Task description:
Give every line from the entries that contains "index".

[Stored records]
=====
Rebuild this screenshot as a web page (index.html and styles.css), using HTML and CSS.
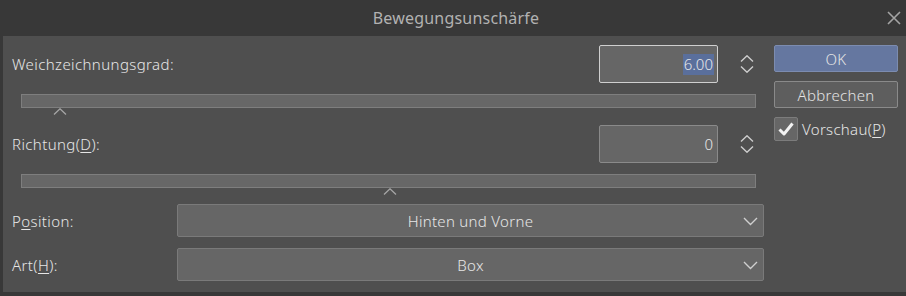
FILE: index.html
```html
<!DOCTYPE html>
<html lang="de">
<head>
<meta charset="utf-8">
<title>Bewegungsunschärfe</title>
<link rel="stylesheet" href="styles.css">
</head>
<body>
<div class="dialog">
  <header class="titlebar">
    <span class="title">Bewegungsunschärfe</span>
    <svg class="close" width="14" height="14" viewBox="0 0 14 14"><path d="M1 1 L13 13 M13 1 L1 13" stroke="#a4a4a4" stroke-width="1.6" fill="none"/></svg>
  </header>
  <main class="panel">
    <section class="form">
      <div class="row">
        <span class="label">Weichzeichnungsgrad:</span>
        <div class="numbox focused"><span class="sel">6.00</span></div>
        <div class="spin">
          <svg width="14" height="18" viewBox="0 0 14 18"><path d="M1 6.5 L7 0.8 L13 6.5 M1 11.5 L7 17.2 L13 11.5" stroke="#cfcfcf" stroke-width="1.4" fill="none"/></svg>
        </div>
      </div>
      <div class="slider"><span class="caret" style="left:31px"><svg width="14" height="7" viewBox="0 0 14 7"><path d="M1 6.5 L7 0.8 L13 6.5" stroke="#a6a6a6" stroke-width="1.3" fill="none"/></svg></span></div>
      <div class="row row2">
        <span class="label">Richtung(<u>D</u>):</span>
        <div class="numbox"><span>0</span></div>
        <div class="spin">
          <svg width="14" height="18" viewBox="0 0 14 18"><path d="M1 6.5 L7 0.8 L13 6.5 M1 11.5 L7 17.2 L13 11.5" stroke="#cfcfcf" stroke-width="1.4" fill="none"/></svg>
        </div>
      </div>
      <div class="slider"><span class="caret" style="left:361px"><svg width="14" height="7" viewBox="0 0 14 7"><path d="M1 6.5 L7 0.8 L13 6.5" stroke="#a6a6a6" stroke-width="1.3" fill="none"/></svg></span></div>
      <div class="selrow first">
        <span class="label">P<u>o</u>sition:</span>
        <div class="select"><span>Hinten und Vorne</span>
          <svg class="chev" width="15" height="9" viewBox="0 0 15 9"><path d="M1 1 L7.5 7.5 L14 1" stroke="#cfcfcf" stroke-width="1.4" fill="none"/></svg>
        </div>
      </div>
      <div class="selrow">
        <span class="label">Art(<u>H</u>):</span>
        <div class="select"><span>Box</span>
          <svg class="chev" width="15" height="9" viewBox="0 0 15 9"><path d="M1 1 L7.5 7.5 L14 1" stroke="#cfcfcf" stroke-width="1.4" fill="none"/></svg>
        </div>
      </div>
    </section>
    <aside class="side">
      <button class="btn ok">OK</button>
      <button class="btn">Abbrechen</button>
      <label class="check">
        <span class="box"><svg width="18" height="16" viewBox="0 0 18 16"><path d="M2.5 8.5 L7 13 L15.5 2.5" stroke="#f2f2f2" stroke-width="3" fill="none" stroke-linejoin="round"/></svg></span>
        <span>Vorschau(<u>P</u>)</span>
      </label>
    </aside>
  </main>
  <div class="bottom"></div>
</div>
</body>
</html>
```
FILE: styles.css
```css
* { box-sizing: border-box; }
html, body { margin: 0; padding: 0; }
body {
  background: #383838;
  font-family: "Noto Sans", "Noto Sans CJK JP", sans-serif;
  font-weight: 300;
  color: #e4e4e4;
  width: 906px;
  height: 296px;
  overflow: hidden;
}
.dialog { display: flex; flex-direction: column; height: 296px; }
.titlebar {
  height: 36px;
  display: flex;
  align-items: center;
  justify-content: center;
  position: relative;
  background: #383838;
}
.title { font-size: 16px; font-weight: 400; color: #b2b2b2; letter-spacing: 0.2px; margin-left: 6px; }
.close { position: absolute; right: 5px; top: 11px; }
.panel {
  height: 256px;
  margin-left: 3px;
  background: #4f4f4f;
  display: flex;
  padding: 9px 0 0 9px;
}
.form { width: 752px; display: flex; flex-direction: column; }
.label { font-size: 15px; color: #e6e6e6; letter-spacing: 0.4px; }
.label u, .check u { text-underline-offset: 2px; }
.row { height: 38px; display: flex; align-items: center; }
.row .label { flex: 1; }
.row2 { margin-top: 17px; }
.numbox {
  width: 119px;
  height: 38px;
  background: #666666;
  border: 1px solid #8a8a8a;
  border-radius: 2px;
  display: flex;
  align-items: center;
  justify-content: flex-end;
  padding-right: 3px;
  font-size: 15px;
  color: #e8e8e8;
}
.numbox.focused { border-color: #cfcfcf; }
.numbox span { padding: 2px 1px; line-height: 17px; }
.numbox .sel { background: #5a6f9c; }
.spin { width: 46px; display: flex; justify-content: flex-end; padding-right: 10px; }
.slider {
  position: relative;
  margin: 11px 0 0 9px;
  width: 735px;
  height: 14px;
  background: #676767;
  border: 1px solid #7e7e7e;
}
.caret { position: absolute; top: 13px; line-height: 0; }
.selrow { display: flex; align-items: center; height: 33px; margin-top: 11px; }
.selrow.first { margin-top: 16px; }
.selrow .label { width: 165px; }
.select {
  width: 587px;
  height: 33px;
  background: #666666;
  border: 1px solid #7a7a7a;
  border-radius: 2px;
  display: flex;
  align-items: center;
  justify-content: center;
  position: relative;
  font-size: 15px;
  letter-spacing: 0.3px;
  color: #e6e6e6;
}
.chev { position: absolute; right: 5px; top: 12px; }
.side {
  margin-left: 10px;
  width: 124px;
  display: flex;
  flex-direction: column;
}
.btn {
  height: 27px;
  width: 124px;
  font-family: inherit;
  font-weight: 300;
  font-size: 15px;
  letter-spacing: 0.3px;
  color: #e4e4e4;
  background: #5e5e5e;
  border: 1px solid #8a8a8a;
  border-radius: 2px;
  padding: 0;
  margin-bottom: 9px;
}
.btn.ok { background: #6577a0; border-color: #7c8cb0; }
.check { display: flex; align-items: center; gap: 4px; font-size: 15px; letter-spacing: 0.3px; color: #e6e6e6; }
.box {
  width: 24px;
  height: 24px;
  background: #666666;
  border: 1px solid #7c7c7c;
  border-radius: 2px;
  display: flex;
  align-items: center;
  justify-content: center;
}
.bottom { flex: 1; }
```
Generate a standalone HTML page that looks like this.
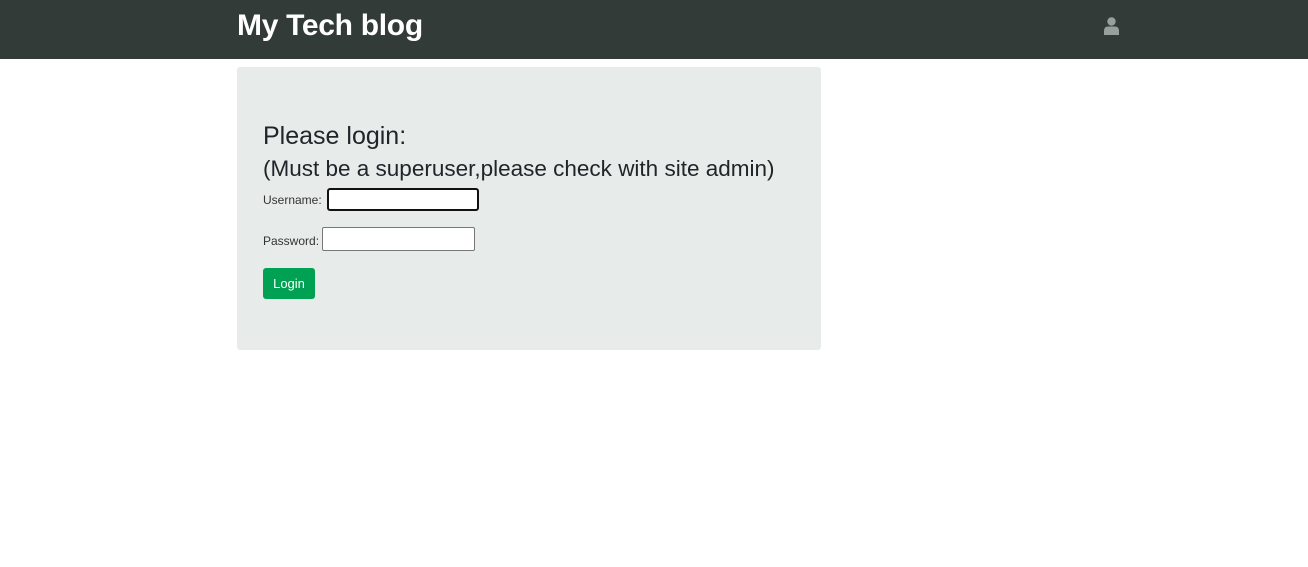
<!DOCTYPE html>
<html><head><style>
body{margin:0;background:#fff;font-family:"Liberation Sans",sans-serif;color:#212529}
.nav{position:absolute;left:0;top:0;width:1308px;height:59px;background:#333b38}
.brand{position:absolute;left:237px;top:9px;font-size:30px;font-weight:bold;color:#fff;letter-spacing:-0.3px}
.icon{position:absolute;left:1104px;top:17px}
.panel{position:absolute;left:237px;top:67px;width:584px;height:283px;background:#e7ecea;border-radius:3px}
h1{position:absolute;left:26px;top:55px;margin:0;font-size:25px;font-weight:normal;white-space:nowrap}
h2{position:absolute;left:26px;top:89px;margin:0;font-size:22.5px;font-weight:normal;white-space:nowrap}
.lab{position:absolute;left:26px;font-size:12px;color:#333}
input{position:absolute;height:22px;box-sizing:border-box;background:#fff;border:1px solid #777;border-radius:2px;padding:0}
.btn{position:absolute;left:26px;top:201px;width:52px;height:31px;background:#00a152;color:#fff;font-size:13px;border-radius:3px;text-align:center;line-height:31px}
</style></head><body>
<div class="nav"><div class="brand">My Tech blog</div>
<svg class="icon" width="15" height="18" viewBox="0 0 15 18"><circle cx="7.5" cy="4.5" r="4.2" fill="#999f9c"/><path d="M0 18V14Q0 9.5 4 9.5H11Q15 9.5 15 14V18Z" fill="#999f9c"/></svg>
</div>
<div class="panel">
<h1>Please login:</h1>
<h2>(Must be a superuser,please check with site admin)</h2>
<div class="lab" style="top:126px">Username:</div>
<input style="left:90px;top:121px;width:152px;height:23px;border:2px solid #111;border-radius:3px">
<div class="lab" style="top:167px">Password:</div>
<input style="left:85px;top:160px;width:153px;height:24px">
<div class="btn">Login</div>
</div>
</body></html>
=====
Solution to this problem:
Rebuild this screenshot as a web page (index.html and styles.css), using HTML and CSS.
FILE: index.html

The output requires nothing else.